By Sam Coles:
There are times where we the players stop and take in the environment we are in, this can be because the situation is tense in horror or we are in awe as we explore a beautifully crafted open world as we drive, ride or fly through it. I want to go through a few examples of atmosphere in video games, from the dark and oppressive to the serine and calm and why they had an impact on me.
The first time I played The Elder Scrolls IV: Oblivion I wasn’t expecting it to impact me as much as it did when I first played it on PC when I was 14 years old. It started off by dragging me by the nose through a linear corridor within the Imperial Dungeons curb checking cult members, however it was when I left the darkness of dungeon is when I was encapsulated. The first time I emerged from the dungeons into the world of Cyrodiil, I was enthralled as sun shined over the green rolling hills as the magnificent musical score of Jeremy Soule chimed in.

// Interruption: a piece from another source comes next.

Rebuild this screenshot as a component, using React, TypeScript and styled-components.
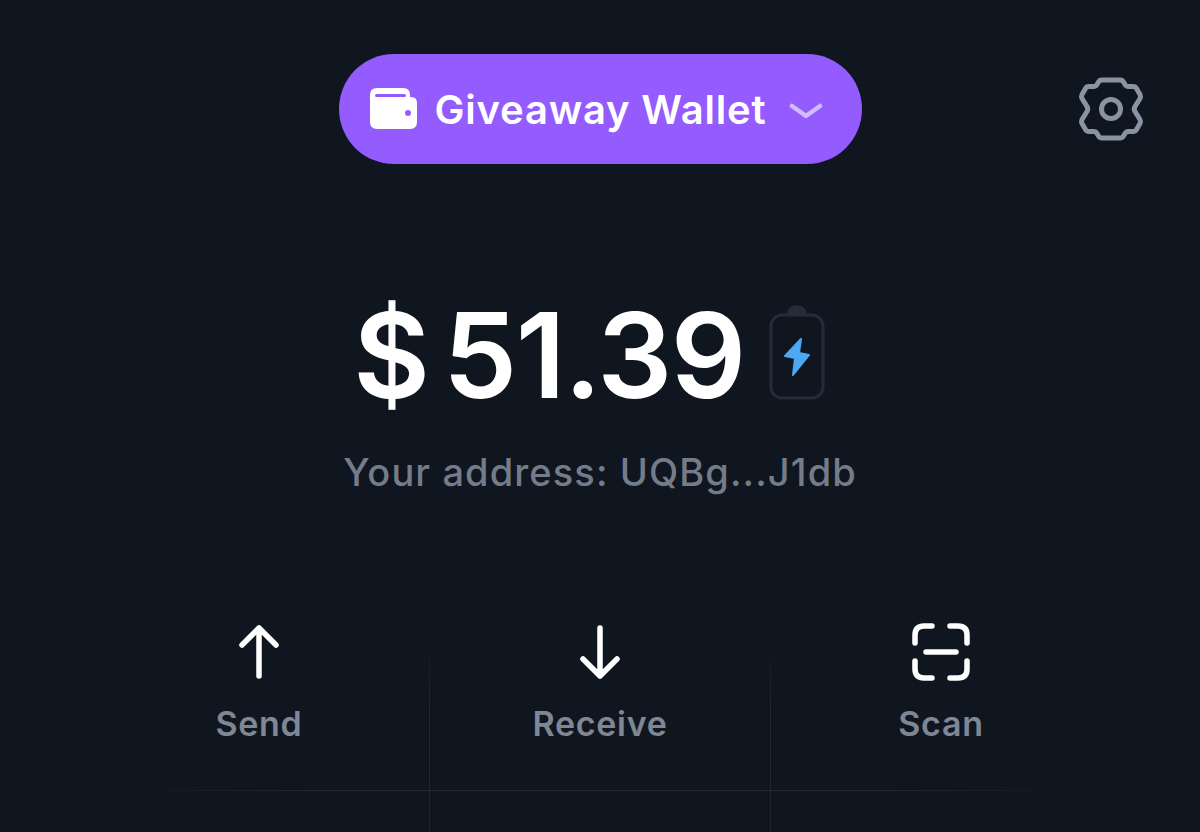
import React from "react";
import styled, { createGlobalStyle } from "styled-components";

const Global = createGlobalStyle`
  html, body { margin: 0; padding: 0; background: #10161f; }
  body { font-family: "Inter", "Open Sans", sans-serif; }
`;

const Page = styled.div`
  width: 1200px;
  height: 832px;
  overflow: hidden;
  background: #10161f;
  display: flex;
  flex-direction: column;
  align-items: center;
  padding-top: 54px;
  box-sizing: border-box;
`;

const Header = styled.header`
  width: 100%;
  display: grid;
  grid-template-columns: 1fr auto 1fr;
  align-items: center;
`;

const WalletPill = styled.div`
  grid-column: 2;
  width: 523px;
  height: 110px;
  box-sizing: border-box;
  border-radius: 55px;
  background: #945cff;
  display: flex;
  align-items: center;
  padding-left: 31px;
  color: #fff;
`;

const WalletName = styled.span`
  margin-left: 17px;
  font-size: 40px;
  font-weight: 600;
  letter-spacing: 0.8px;
  white-space: nowrap;
  flex: 1;
`;

const Chevron = styled.svg`
  margin-right: 39px;
  margin-top: 6px;
  flex: none;
`;

const SettingsIcon = styled.svg`
  justify-self: end;
  margin-right: 56px;
`;

const BalanceRow = styled.div`
  margin-top: 126px;
  margin-right: 21px;
  display: flex;
  align-items: center;
  color: #fff;
  height: 130px;
`;

const Currency = styled.span`
  font-size: 118px;
  font-weight: 600;
  line-height: 130px;
  margin-right: 13px;
`;

const Amount = styled.span`
  font-size: 118px;
  font-weight: 600;
  line-height: 130px;
  letter-spacing: -1.5px;
`;

const BatteryIcon = styled.svg`
  margin-left: 23px;
  margin-top: -6px;
  flex: none;
`;

const Address = styled.div`
  margin-top: 29px;
  font-size: 38px;
  font-weight: 500;
  letter-spacing: 1.1px;
  color: #747c8a;
  line-height: 46px;
  white-space: nowrap;
`;

const ActionGrid = styled.div`
  margin-top: 128px;
  width: 1023px;
  display: grid;
  grid-template-columns: repeat(3, 341px);
  grid-template-rows: 167px 1px 60px;
`;

const ActionCell = styled.div<{ $divider?: boolean }>`
  position: relative;
  display: flex;
  flex-direction: column;
  align-items: center;
  &::after {
    content: "";
    display: ${(p) => (p.$divider ? "block" : "none")};
    position: absolute;
    top: 20px;
    bottom: 0;
    right: 0;
    width: 1px;
    background: linear-gradient(to bottom, rgba(255, 255, 255, 0), rgba(255, 255, 255, 0.07) 40%);
  }
`;

const IconSlot = styled.div`
  height: 58px;
  display: flex;
  align-items: center;
  justify-content: center;
`;

const ActionLabel = styled.span`
  margin-top: 23px;
  font-size: 34px;
  line-height: 40px;
  font-weight: 600;
  letter-spacing: 0.7px;
  color: #7f8795;
`;

const Rule = styled.div`
  grid-column: 1 / -1;
  height: 1px;
  background: linear-gradient(
    to right,
    rgba(255, 255, 255, 0) 3%,
    rgba(255, 255, 255, 0.08) 22%,
    rgba(255, 255, 255, 0.08) 78%,
    rgba(255, 255, 255, 0) 97%
  );
`;

const TailCell = styled.div<{ $divider?: boolean }>`
  border-right: ${(p) => (p.$divider ? "1px solid rgba(255, 255, 255, 0.07)" : "none")};
`;

const Wallet = () => (
  <svg width="48" height="42" viewBox="0 0 48 42" style={{ flex: "none" }}>
    <path
      fill="#fff"
      d="M7 0H33Q40 0 40 7V9H41Q47 9 47 15V34Q47 41 40 41H7Q0 41 0 34V7Q0 0 7 0Z"
    />
    <rect x="5" y="6" width="31" height="3" rx="1.5" fill="#945cff" />
    <circle cx="38" cy="25" r="3" fill="#945cff" />
  </svg>
);

const Gear = () => (
  <SettingsIcon width="66" height="66" viewBox="-33 -33 66 66" fill="none" stroke="#8a93a2" strokeWidth="5" strokeLinejoin="round">
    <path d="M-9 -29H9Q11.5 -29 12.5 -27L14 -24.5Q15 -22.5 17.5 -22.5H22Q24.5 -22.5 25.5 -20.5L29 -14.5Q30 -12.5 29 -10.5L24 -2.5Q22.5 0 24 2.5L29 10.5Q30 12.5 29 14.5L25.5 20.5Q24.5 22.5 22 22.5H17.5Q15 22.5 14 24.5L12.5 27Q11.5 29 9 29H-9Q-11.5 29 -12.5 27L-14 24.5Q-15 22.5 -17.5 22.5H-22Q-24.5 22.5 -25.5 20.5L-29 14.5Q-30 12.5 -29 10.5L-24 2.5Q-22.5 0 -24 -2.5L-29 -10.5Q-30 -12.5 -29 -14.5L-25.5 -20.5Q-24.5 -22.5 -22 -22.5H-17.5Q-15 -22.5 -14 -24.5L-12.5 -27Q-11.5 -29 -9 -29Z" />
    <circle r="9.5" />
  </SettingsIcon>
);

const Battery = () => (
  <BatteryIcon width="58" height="100" viewBox="0 0 58 100" fill="none">
    <path d="M19 13C19 0 39 0 39 13Z" fill="#252b38" />
    <rect x="3" y="13" width="52" height="83" rx="11" stroke="#252b38" strokeWidth="3" />
    <path
      d="M33 37L17 54L27 56L25 73L41 53L31 51Z"
      fill="#4aa8f5"
      stroke="#4aa8f5"
      strokeWidth="2"
      strokeLinejoin="round"
    />
  </BatteryIcon>
);

const Arrow = ({ down }: { down?: boolean }) => (
  <svg width="44" height="56" viewBox="0 0 44 56" fill="none" stroke="#fff" strokeWidth="5.5" strokeLinecap="round" strokeLinejoin="round">
    {down ? <path d="M22 4V52M5 35L22 52L39 35" /> : <path d="M22 52V4M5 21L22 4L39 21" />}
  </svg>
);

const Scan = () => (
  <svg width="58" height="58" viewBox="0 0 58 58" fill="none" stroke="#fff" strokeWidth="5.5" strokeLinecap="round" strokeLinejoin="round">
    <path d="M3 20V12Q3 3 12 3H20M38 3H46Q55 3 55 12V20M55 38V46Q55 55 46 55H38M20 55H12Q3 55 3 46V38M14 29H44" />
  </svg>
);

export default function App() {
  return (
    <Page>
      <Global />
      <Header>
        <WalletPill>
          <Wallet />
          <WalletName>Giveaway Wallet</WalletName>
          <Chevron width="34" height="18" viewBox="0 0 34 18" fill="none" stroke="#d2bcff" strokeWidth="4.5" strokeLinecap="round" strokeLinejoin="round">
            <path d="M3 3L17 13L31 3" />
          </Chevron>
        </WalletPill>
        <Gear />
      </Header>
      <BalanceRow>
        <Currency>$</Currency>
        <Amount>51.39</Amount>
        <Battery />
      </BalanceRow>
      <Address>Your address: UQBg...J1db</Address>
      <ActionGrid>
        <ActionCell $divider>
          <IconSlot><Arrow /></IconSlot>
          <ActionLabel>Send</ActionLabel>
        </ActionCell>
        <ActionCell $divider>
          <IconSlot><Arrow down /></IconSlot>
          <ActionLabel>Receive</ActionLabel>
        </ActionCell>
        <ActionCell>
          <IconSlot><Scan /></IconSlot>
          <ActionLabel>Scan</ActionLabel>
        </ActionCell>
        <Rule />
        <TailCell $divider />
        <TailCell $divider />
        <TailCell />
      </ActionGrid>
    </Page>
  );
}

Oblivion has a calm and collective atmosphere, I feel safe when I play this game as it is a game I like to play to relax with the vast towns, cities and rural villages, which I have yet to discover all of them over a decade later. Not to say that game can’t be action packed and tense, all you have to do is enter a cave or dungeon with the music switching from relaxing to dark and foreboding. When I play Oblivion I don’t necessarily partake in specific quests, I generally just roam the lands exploring, greeting NPCs and just soaking in the markets of the various towns as if it were my own region where I know the ins and outs of the area. The game is certainly crude by today’s standards but if you can ignore the character models and just take in the environment, it is almost tear inducing with how beautiful it is this why I hold this game in higher regard than Skyrim.
Another game that had me just exploring and just taking in the environment was The Witcher 3, I played The Witcher 2 before hand in 2012 when it debuted on the 360 where I then went back and read the two books that were translated into English at the time. The second game had detailed environments, but lacked the exploration of the world that I felt when I read the books as Geralt hunted monsters with his sharped witted friend and bard Dandelion.
When first started to explore the open world of The Witcher 3, I felt like Geralt did in the books where he was searching every nook and cranny for his prey while asking the locals, it represented his character from the books more in the third game compared to the second. As I walked through the streets of Novigrad and Oxenfurt it is as if they have leaked off the pages and onto my television screen, coupled by the beautiful musical score provided by the Polish folk band Percival.
Now we have the other end of the spectrum of atmosphere with the dark and oppressive environments in the world of F.E.A.R, this game at first seems to be another action game following the popularity of the Matrix of the time but it is more than that. F.E.A.R is more than just an action game; it is dripping with atmosphere, with its deep and dark corridors with music at a minimum. When there is music it has an industrial tone as you trudge through the oppressive environments as you hear are your footsteps echoing, coupled with the distant whispers of threats that are unknown which can be sweat inducing.
F.E.A.R is a game where you have to embrace the darkness, 99 percent of the game is enveloped in a thick layer of pitch black darkness, you would think this would hinder the experience but it doesn’t as it makes you feel uneasy as you have no idea what lurks human or not. The game is over the top with the gunfights, but after firefights the game slows down as all you can hear are the subtle laughs of Alma as well as objects flying off shelves as the restless ghosts are trying to push you away.
Resident Evil 4 although predominantly an action game, has a surprisingly solid horror atmosphere, don’t get me wrong you’ll be mainly knee capping monks and suplexing them. However the game can suddenly change and be very tense, as it disarms the player making them think this is a harmless action game and then it goes quiet and you just hear the ambient noises or the terrifying Regenerators. It was always a good juxtaposition to the action and a good reminder that it is a Resident Evil game, you have high octane action for it to then to switch the atmosphere to terrifying, and again the lack of music in these segments coupled with the sound of the environments is all you need.
Atmosphere in video games can be something that comforts you or it can be used to terrify the player and keep them on edge, when a game gets it right it is absolutely beautiful and it sucks you into that world.